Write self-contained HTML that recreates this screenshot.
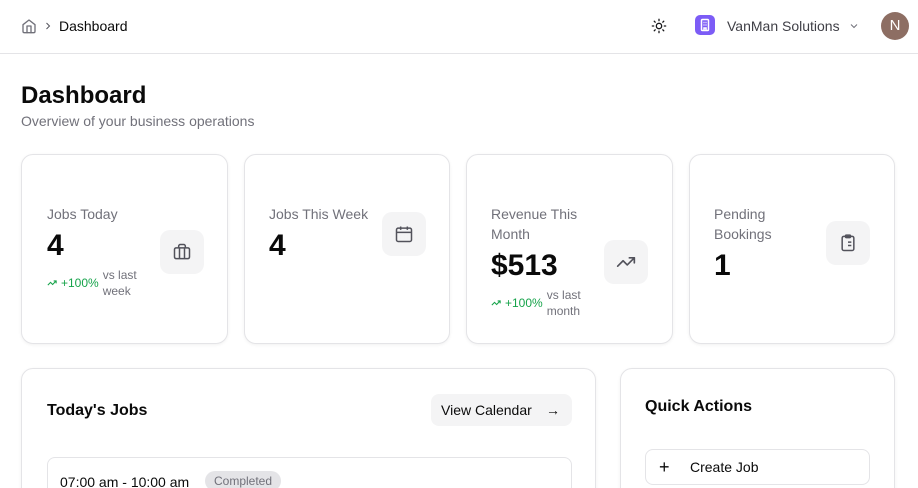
<!DOCTYPE html>
<html><head><style>
*{margin:0;padding:0;box-sizing:border-box}
html,body{width:918px;height:488px;overflow:hidden}
body{background:#fff;font-family:"Liberation Sans",sans-serif;color:#0a0a0a;position:relative}
.a{position:absolute}
.card{position:absolute;border:1px solid #e4e4e7;border-radius:12px;background:#fff;box-shadow:0 1px 3px rgba(0,0,0,.06)}
.lbl{position:absolute;font-size:14px;color:#71717a;line-height:20px}
.num{position:absolute;font-size:30px;font-weight:bold;line-height:34px}
.ib{position:absolute;width:44px;height:44px;border-radius:10px;background:#f4f4f5;display:flex;align-items:center;justify-content:center}
.tr{position:absolute;font-size:12px;line-height:16px;color:#71717a;display:flex;align-items:center;gap:4px}
.g{color:#16a34a;display:flex;align-items:center;gap:4px}
svg{display:block}
</style></head><body>
<svg class="a" style="left:21px;top:18px" width="16" height="16" viewBox="0 0 24 24" fill="none" stroke="#71717a" stroke-width="2" stroke-linecap="round" stroke-linejoin="round"><path d="M3 10l9-7 9 7v10a2 2 0 0 1-2 2H5a2 2 0 0 1-2-2z"/><path d="M9 22V12h6v10"/></svg>
<svg class="a" style="left:42px;top:20px" width="12" height="12" viewBox="0 0 24 24" fill="none" stroke="#52525b" stroke-width="2"><path d="M9 6l6 6-6 6"/></svg>
<div class="a" style="left:59px;top:17px;font-size:14px;line-height:18px">Dashboard</div>
<svg class="a" style="left:651px;top:18px" width="16" height="16" viewBox="0 0 24 24" fill="none" stroke="#18181b" stroke-width="2" stroke-linecap="round"><circle cx="12" cy="12" r="4"/><path d="M12 2v2M12 20v2M4.9 4.9l1.4 1.4M17.7 17.7l1.4 1.4M2 12h2M20 12h2M4.9 19.1l1.4-1.4M17.7 6.3l1.4-1.4"/></svg>
<div class="a" style="left:695px;top:15px;width:20px;height:20px;border-radius:5px;background:#7c5cf6"><svg width="20" height="20" viewBox="0 0 20 20" fill="none" stroke="#fff" stroke-width="1.5"><rect x="6.5" y="4.5" width="7" height="11" rx="1"/><path d="M8.5 7.5h1M10.5 7.5h1M8.5 10h1M10.5 10h1M9 15v-2h2v2"/></svg></div>
<div class="a" style="left:727px;top:17px;font-size:14px;line-height:18px;color:#3f3f46">VanMan Solutions</div>
<svg class="a" style="left:848px;top:20px" width="12" height="12" viewBox="0 0 24 24" fill="none" stroke="#71717a" stroke-width="2"><path d="M6 9l6 6 6-6"/></svg>
<div class="a" style="left:881px;top:12px;width:28px;height:28px;border-radius:50%;background:#8d6e63;color:#fff;font-size:15px;line-height:28px;text-align:center">N</div>
<div class="a" style="left:0;top:53px;width:918px;height:1px;background:#e4e4e7"></div>

<div class="a" style="left:21px;top:82px;font-size:24px;font-weight:bold;line-height:28px">Dashboard</div>
<div class="a" style="left:21px;top:112px;font-size:14px;color:#71717a;line-height:18px">Overview of your business operations</div>

<div class="card" style="left:21px;top:154px;width:207px;height:190px">
<div class="lbl" style="left:25px;top:49px">Jobs Today</div>
<div class="num" style="left:25px;top:74px">4</div>
<div class="tr" style="left:25px;top:112px"><span class="g"><svg width="10" height="10" viewBox="0 0 24 24" fill="none" stroke="#16a34a" stroke-width="2.5"><path d="M22 7l-8.5 8.5-5-5L2 17M16 7h6v6"/></svg>+100%</span><span>vs last<br>week</span></div>
<div class="ib" style="left:138px;top:75px"><svg width="20" height="20" viewBox="0 0 24 24" fill="none" stroke="#52525b" stroke-width="1.8"><rect x="3" y="7" width="18" height="13" rx="2"/><path d="M8 7V5a2 2 0 0 1 2-2h4a2 2 0 0 1 2 2v2M9 7v13M15 7v13"/></svg></div>
</div>
<div class="card" style="left:244px;top:154px;width:206px;height:190px">
<div class="lbl" style="left:24px;top:49px">Jobs This Week</div>
<div class="num" style="left:24px;top:74px">4</div>
<div class="ib" style="left:137px;top:57px"><svg width="20" height="20" viewBox="0 0 24 24" fill="none" stroke="#52525b" stroke-width="1.8"><rect x="3" y="5" width="18" height="16" rx="2"/><path d="M8 3v4M16 3v4M3 10h18M8 14h.01M12 14h.01M16 14h.01M8 17h.01M12 17h.01M16 17h.01"/></svg></div>
</div>
<div class="card" style="left:466px;top:154px;width:207px;height:190px">
<div class="lbl" style="left:24px;top:49px">Revenue This<br>Month</div>
<div class="num" style="left:24px;top:94px">$513</div>
<div class="tr" style="left:24px;top:132px"><span class="g"><svg width="10" height="10" viewBox="0 0 24 24" fill="none" stroke="#16a34a" stroke-width="2.5"><path d="M22 7l-8.5 8.5-5-5L2 17M16 7h6v6"/></svg>+100%</span><span>vs last<br>month</span></div>
<div class="ib" style="left:137px;top:85px"><svg width="20" height="20" viewBox="0 0 24 24" fill="none" stroke="#52525b" stroke-width="2" stroke-linecap="round" stroke-linejoin="round"><path d="M22 7l-8.5 8.5-5-5L2 17"/><path d="M16 7h6v6"/></svg></div>
</div>
<div class="card" style="left:689px;top:154px;width:206px;height:190px">
<div class="lbl" style="left:24px;top:49px">Pending<br>Bookings</div>
<div class="num" style="left:24px;top:94px">1</div>
<div class="ib" style="left:136px;top:66px"><svg width="20" height="20" viewBox="0 0 24 24" fill="none" stroke="#52525b" stroke-width="1.8"><rect x="5" y="4" width="14" height="17" rx="2"/><rect x="9" y="2.5" width="6" height="3" rx="1"/><path d="M9 11h.01M12 11h4M9 15h.01M12 15h4"/></svg></div>
</div>

<div class="card" style="left:21px;top:368px;width:575px;height:140px">
<div class="a" style="left:25px;top:32px;font-size:16px;font-weight:600;line-height:20px">Today's Jobs</div>
<div class="a" style="left:409px;top:25px;width:141px;height:32px;border-radius:8px;background:#f4f4f5;font-size:14px;line-height:32px;padding-left:10px">View Calendar <span style="position:absolute;right:12px">→</span></div>
<div class="a" style="left:25px;top:88px;width:525px;height:45px;border:1px solid #e4e4e7;border-bottom:none;border-radius:8px 8px 0 0">
<div class="a" style="left:12px;top:15px;font-size:14px;line-height:18px">07:00 am - 10:00 am</div>
<div class="a" style="left:157px;top:13px;height:20px;padding:0 9px;border-radius:10px;background:#e4e4e7;color:#71717a;font-size:12px;line-height:20px">Completed</div>
</div>
</div>
<div class="card" style="left:620px;top:368px;width:275px;height:140px">
<div class="a" style="left:24px;top:28px;font-size:16px;font-weight:600;line-height:20px">Quick Actions</div>
<div class="a" style="left:24px;top:80px;width:225px;height:36px;border:1px solid #e4e4e7;border-radius:8px;font-size:14px;line-height:34px">
<span class="a" style="left:13px;font-size:18px">+</span><span class="a" style="left:44px">Create Job</span></div>
</div>
</body></html>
***
Copy each line exactly, and leave the pictures out of your copy.

Write self-contained HTML that recreates this screenshot.
<!DOCTYPE html>
<html><head><style>
*{margin:0;padding:0;box-sizing:border-box}
html,body{width:918px;height:488px;overflow:hidden}
body{background:#fff;font-family:"Liberation Sans",sans-serif;color:#0a0a0a;position:relative}
.a{position:absolute}
.card{position:absolute;border:1px solid #e4e4e7;border-radius:12px;background:#fff;box-shadow:0 1px 3px rgba(0,0,0,.06)}
.lbl{position:absolute;font-size:14px;color:#71717a;line-height:20px}
.num{position:absolute;font-size:30px;font-weight:bold;line-height:34px}
.ib{position:absolute;width:44px;height:44px;border-radius:10px;background:#f4f4f5;display:flex;align-items:center;justify-content:center}
.tr{position:absolute;font-size:12px;line-height:16px;color:#71717a;display:flex;align-items:center;gap:4px}
.g{color:#16a34a;display:flex;align-items:center;gap:4px}
svg{display:block}
</style></head><body>
<svg class="a" style="left:21px;top:18px" width="16" height="16" viewBox="0 0 24 24" fill="none" stroke="#71717a" stroke-width="2" stroke-linecap="round" stroke-linejoin="round"><path d="M3 10l9-7 9 7v10a2 2 0 0 1-2 2H5a2 2 0 0 1-2-2z"/><path d="M9 22V12h6v10"/></svg>
<svg class="a" style="left:42px;top:20px" width="12" height="12" viewBox="0 0 24 24" fill="none" stroke="#52525b" stroke-width="2"><path d="M9 6l6 6-6 6"/></svg>
<div class="a" style="left:59px;top:17px;font-size:14px;line-height:18px">Dashboard</div>
<svg class="a" style="left:651px;top:18px" width="16" height="16" viewBox="0 0 24 24" fill="none" stroke="#18181b" stroke-width="2" stroke-linecap="round"><circle cx="12" cy="12" r="4"/><path d="M12 2v2M12 20v2M4.9 4.9l1.4 1.4M17.7 17.7l1.4 1.4M2 12h2M20 12h2M4.9 19.1l1.4-1.4M17.7 6.3l1.4-1.4"/></svg>
<div class="a" style="left:695px;top:15px;width:20px;height:20px;border-radius:5px;background:#7c5cf6"><svg width="20" height="20" viewBox="0 0 20 20" fill="none" stroke="#fff" stroke-width="1.5"><rect x="6.5" y="4.5" width="7" height="11" rx="1"/><path d="M8.5 7.5h1M10.5 7.5h1M8.5 10h1M10.5 10h1M9 15v-2h2v2"/></svg></div>
<div class="a" style="left:727px;top:17px;font-size:14px;line-height:18px;color:#3f3f46">VanMan Solutions</div>
<svg class="a" style="left:848px;top:20px" width="12" height="12" viewBox="0 0 24 24" fill="none" stroke="#71717a" stroke-width="2"><path d="M6 9l6 6 6-6"/></svg>
<div class="a" style="left:881px;top:12px;width:28px;height:28px;border-radius:50%;background:#8d6e63;color:#fff;font-size:15px;line-height:28px;text-align:center">N</div>
<div class="a" style="left:0;top:53px;width:918px;height:1px;background:#e4e4e7"></div>

<div class="a" style="left:21px;top:82px;font-size:24px;font-weight:bold;line-height:28px">Dashboard</div>
<div class="a" style="left:21px;top:112px;font-size:14px;color:#71717a;line-height:18px">Overview of your business operations</div>

<div class="card" style="left:21px;top:154px;width:207px;height:190px">
<div class="lbl" style="left:25px;top:49px">Jobs Today</div>
<div class="num" style="left:25px;top:74px">4</div>
<div class="tr" style="left:25px;top:112px"><span class="g"><svg width="10" height="10" viewBox="0 0 24 24" fill="none" stroke="#16a34a" stroke-width="2.5"><path d="M22 7l-8.5 8.5-5-5L2 17M16 7h6v6"/></svg>+100%</span><span>vs last<br>week</span></div>
<div class="ib" style="left:138px;top:75px"><svg width="20" height="20" viewBox="0 0 24 24" fill="none" stroke="#52525b" stroke-width="1.8"><rect x="3" y="7" width="18" height="13" rx="2"/><path d="M8 7V5a2 2 0 0 1 2-2h4a2 2 0 0 1 2 2v2M9 7v13M15 7v13"/></svg></div>
</div>
<div class="card" style="left:244px;top:154px;width:206px;height:190px">
<div class="lbl" style="left:24px;top:49px">Jobs This Week</div>
<div class="num" style="left:24px;top:74px">4</div>
<div class="ib" style="left:137px;top:57px"><svg width="20" height="20" viewBox="0 0 24 24" fill="none" stroke="#52525b" stroke-width="1.8"><rect x="3" y="5" width="18" height="16" rx="2"/><path d="M8 3v4M16 3v4M3 10h18M8 14h.01M12 14h.01M16 14h.01M8 17h.01M12 17h.01M16 17h.01"/></svg></div>
</div>
<div class="card" style="left:466px;top:154px;width:207px;height:190px">
<div class="lbl" style="left:24px;top:49px">Revenue This<br>Month</div>
<div class="num" style="left:24px;top:94px">$513</div>
<div class="tr" style="left:24px;top:132px"><span class="g"><svg width="10" height="10" viewBox="0 0 24 24" fill="none" stroke="#16a34a" stroke-width="2.5"><path d="M22 7l-8.5 8.5-5-5L2 17M16 7h6v6"/></svg>+100%</span><span>vs last<br>month</span></div>
<div class="ib" style="left:137px;top:85px"><svg width="20" height="20" viewBox="0 0 24 24" fill="none" stroke="#52525b" stroke-width="2" stroke-linecap="round" stroke-linejoin="round"><path d="M22 7l-8.5 8.5-5-5L2 17"/><path d="M16 7h6v6"/></svg></div>
</div>
<div class="card" style="left:689px;top:154px;width:206px;height:190px">
<div class="lbl" style="left:24px;top:49px">Pending<br>Bookings</div>
<div class="num" style="left:24px;top:94px">1</div>
<div class="ib" style="left:136px;top:66px"><svg width="20" height="20" viewBox="0 0 24 24" fill="none" stroke="#52525b" stroke-width="1.8"><rect x="5" y="4" width="14" height="17" rx="2"/><rect x="9" y="2.5" width="6" height="3" rx="1"/><path d="M9 11h.01M12 11h4M9 15h.01M12 15h4"/></svg></div>
</div>

<div class="card" style="left:21px;top:368px;width:575px;height:140px">
<div class="a" style="left:25px;top:32px;font-size:16px;font-weight:600;line-height:20px">Today's Jobs</div>
<div class="a" style="left:409px;top:25px;width:141px;height:32px;border-radius:8px;background:#f4f4f5;font-size:14px;line-height:32px;padding-left:10px">View Calendar <span style="position:absolute;right:12px">→</span></div>
<div class="a" style="left:25px;top:88px;width:525px;height:45px;border:1px solid #e4e4e7;border-bottom:none;border-radius:8px 8px 0 0">
<div class="a" style="left:12px;top:15px;font-size:14px;line-height:18px">07:00 am - 10:00 am</div>
<div class="a" style="left:157px;top:13px;height:20px;padding:0 9px;border-radius:10px;background:#e4e4e7;color:#71717a;font-size:12px;line-height:20px">Completed</div>
</div>
</div>
<div class="card" style="left:620px;top:368px;width:275px;height:140px">
<div class="a" style="left:24px;top:28px;font-size:16px;font-weight:600;line-height:20px">Quick Actions</div>
<div class="a" style="left:24px;top:80px;width:225px;height:36px;border:1px solid #e4e4e7;border-radius:8px;font-size:14px;line-height:34px">
<span class="a" style="left:13px;font-size:18px">+</span><span class="a" style="left:44px">Create Job</span></div>
</div>
</body></html>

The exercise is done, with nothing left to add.